Rich Murray’s Capstone Computer Engineering Project Lab class

A young toy rocket enthusiast at the time, 11-year-old Rich Murray watched Neil Armstrong plant his foot onto the moon in 1969 and envisioned his own future.

“I was kind of a nerdy kid,” Murray said. “I wanted to build that moon lander that Neil stepped off of.”

While a 17-year-old Murray would build an award-winning Mars lander six years later, the “Whiz Kid’s” career would take a different path when he launched a successful graphics printer business two years after his Cal Poly graduation. However, more than 200 patents, inventions and trademarks later, Murray’s affinity for space has resurfaced at Cal Poly, where the electrical engineering lecturer has been working with students on a rover he hopes will eventually make it to Mars.

“We’re going beyond educational curiosity,” he said. “We want to take this and do something with it.”

Growing up in Southern California, Murray was influenced, like so many other youth, by the Apollo 11 moon landing. In high school, he was further enthralled by NASA’s Viking program, which built space probes that landed on Mars and orbited the planet in 1976.

SPAR robot

At 17, his robot, nicknamed SPAR, won local and international awards.

“Essentially, it is just a robot for exploring other planets,” Murray told the San Diego Union in 1975. “It’s something like the experiment package that will be landed on Mars in the Viking project.”

SPAR was not just a robot. Looking like a sci-fi movie prop, it featured 20 motors, 100 switches, a Geiger counter to measure background radiation, automatic cameras to record the landscape and solar samples. Directed by a computer-like controller, it also included a soil sampler with a mechanical arm and claw.

“I’ve always had a love for robotics,” Murray said decades later.

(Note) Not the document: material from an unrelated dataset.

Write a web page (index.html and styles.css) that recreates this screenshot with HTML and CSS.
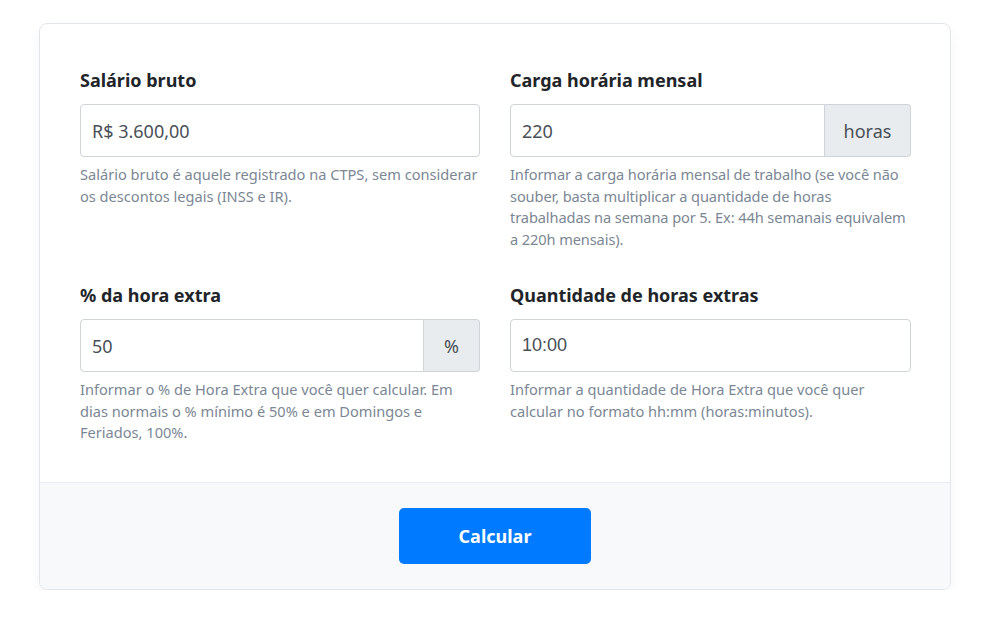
FILE: index.html
```html
<!DOCTYPE html>
<html lang="pt-BR">
<head>
    <meta charset="UTF-8">
    <meta name="viewport" content="width=device-width, initial-scale=1.0">
    <title>Calculadora de Hora Extra</title>
    <link rel="stylesheet" href="styles.css">
</head>
<body>

<div class="page">
    <form class="card" onsubmit="return false">
        <div class="card-body">
            <div class="row">
                <div class="form-group">
                    <label for="salario">Salário bruto</label>
                    <input type="text" id="salario" class="form-control" value="R$ 3.600,00">
                    <small class="help">Salário bruto é aquele registrado na CTPS, sem considerar os descontos legais (INSS e IR).</small>
                </div>
                <div class="form-group">
                    <label for="carga">Carga horária mensal</label>
                    <div class="input-group">
                        <input type="text" id="carga" class="form-control" value="220">
                        <span class="addon addon-wide">horas</span>
                    </div>
                    <small class="help help-tight">Informar a carga horária mensal de trabalho (se você não souber, basta multiplicar a quantidade de horas trabalhadas na semana por 5. Ex: 44h semanais equivalem a 220h mensais).</small>
                </div>
            </div>
            <div class="row">
                <div class="form-group">
                    <label for="percent">% da hora extra</label>
                    <div class="input-group">
                        <input type="text" id="percent" class="form-control" value="50">
                        <span class="addon">%</span>
                    </div>
                    <small class="help">Informar o % de Hora Extra que você quer calcular. Em dias normais o % mínimo é 50% e em Domingos e Feriados, 100%.</small>
                </div>
                <div class="form-group">
                    <label for="horas">Quantidade de horas extras</label>
                    <input type="text" id="horas" class="form-control time" value="10:00">
                    <small class="help">Informar a quantidade de Hora Extra que você quer calcular no formato hh:mm (horas:minutos).</small>
                </div>
            </div>
        </div>
        <div class="card-footer">
            <button type="submit" class="btn">Calcular</button>
        </div>
    </form>
</div>

</body>
</html>
```

FILE: styles.css
```css
:root {
    --blue: #007bff;
    --text: #212529;
    --input: #495057;
    --muted: #7b8794;
    --border: #ced4da;
}
body {
    font-family: "Segoe UI", "Noto Sans", Roboto, Arial, sans-serif;
    background: #fff;
    color: var(--text);
    margin: 0;
}
.page { padding: 23px 0 0 39px; }

.card {
    width: 910px;
    border: 1px solid #e1e6ec;
    border-radius: 8px;
    box-shadow: 0 6px 14px rgba(0,0,0,0.04);
    overflow: hidden;
    background: #fff;
}
.card-body { padding: 43px 40px 38px; display: flex; flex-direction: column; gap: 32px; }
.row { display: grid; grid-template-columns: 400px 401px; gap: 30px; }

.form-group { display: flex; flex-direction: column; }
label { font-size: 18px; font-weight: 700; line-height: 27px; margin-bottom: 10px; }

.form-control {
    box-sizing: border-box;
    height: 53px;
    width: 100%;
    padding: 0 11px;
    font-family: inherit;
    font-size: 18px;
    color: var(--input);
    border: 1px solid var(--border);
    border-radius: 4px;
    background: #fff;
}
.form-control.time { font-family: "Liberation Sans", Arial, sans-serif; font-size: 18px; }

.input-group { display: flex; }
.input-group .form-control { flex: 1; border-radius: 4px 0 0 4px; }
.addon {
    display: flex; align-items: center; justify-content: center;
    width: 56px;
    box-sizing: border-box;
    height: 53px;
    font-size: 18px;
    color: var(--input);
    background: #e9ecef;
    border: 1px solid var(--border);
    border-left: none;
    border-radius: 0 4px 4px 0;
}
.addon-wide { width: 86px; }

.help { font-size: 14.6px; line-height: 21.5px; color: var(--muted); margin-top: 7px; }
.help-tight { letter-spacing: -0.1px; }

.card-footer {
    background: #f8f9fa;
    border-top: 1px solid #e9edf1;
    padding: 25px 0 25px;
    display: flex;
    justify-content: center;
}
.btn {
    width: 192px;
    height: 56px;
    border: none;
    border-radius: 5px;
    background: var(--blue);
    color: #fff;
    font-family: inherit;
    font-size: 18px;
    font-weight: 700;
    cursor: pointer;
}
```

While the former intern at NASA Jet Propulsion Laboratory seemed destined for a career in the space industry, after earning his electrical engineering degree from Cal Poly in 1979, he worked for Hewlett Packard as a technical staff member for two years when he convinced two friends to establish a graphics printer for the first PC. The Sweet-P, featured in a 1983 PC Magazine ad

with a photo of “Whiz Kid” inventor Murray, would eventually use emerging inkjet technology to create large format computer-aided design and color graphics. Encad, their garaged-launched startup, went public on the NASDAQ stock exchange in the early ’90s and was purchased by Eastman Kodak, where Murray would serve as director of the innovation lab.

After retiring from industry, Murray brought his entrepreneurial talents to Cal Poly as a lecturer in 2015. Since 2018, he has also served as a mentor and advisor to the Cal Poly Center for Innovation and Entrepreneurship.

His idea to have students create a rover surfaced when NASA’s Jet Propulsion Laboratory shared its designs for a six-wheel explorer in 2018 that resembled its own Curiosity rover.

“I was online doing research, and I saw a posting from JPL that they had just made their Mars rover Curiosity public and made it open source,” Murray said. “They said anybody can use it and do anything they want with it.”

The car-size Curiosity, which landed on Mars in August of 2012, is still working on the Martian soil, investigating climate and geology. But Murray planned for a smaller, more accessible rover.

“You could take a rover this size — that weighs seven to ten pounds instead of 1,500 pounds,” he said, looking at one of his student creations. “You could launch this into a mission at a thousandth of the price.”

For the next three years, Murray had his students work on the rover in stages, each class working off the progress of the last.

“Year one, they built it, year two, they gave it the brains to move around, and this year, they’re working on the autonomous aspect,” Murray said last spring.

Cameron Priest, a computer engineering student, chose to work on the project for Murray’s capstone class because he was interested in working with the rover’s camera, vision system and artificial intelligence.

“This was the most hands-on class that I had at Cal Poly, and this is the class I’m going to be talking about when I’m 50 and 70,” he said.

While Priest focused on the rover’s vision, Ryan Ozawa, another computer engineering major, developed a more agile control system that would allow for smoother travel.

“The original design software and hardware from NASA, we thought, was not optimal,” Ozawa said.

This year the mission continues with seven different interdisciplinary rover-related student projects, which will entail software for a robotic arm, space antenna development, a solar panel system and more. Meanwhile, Murray is in discussions with NASA’s Jet Propulsion Lab to help support the mission. And, by 2025, the former-Whiz Kid-turned mentor hopes to have a student-made rover cruising the Red Planet.

“It is our intention to leverage this system for possible interest by NASA or SpaceX for a future actual ‘mini’ Mars rover payload,” Murray said.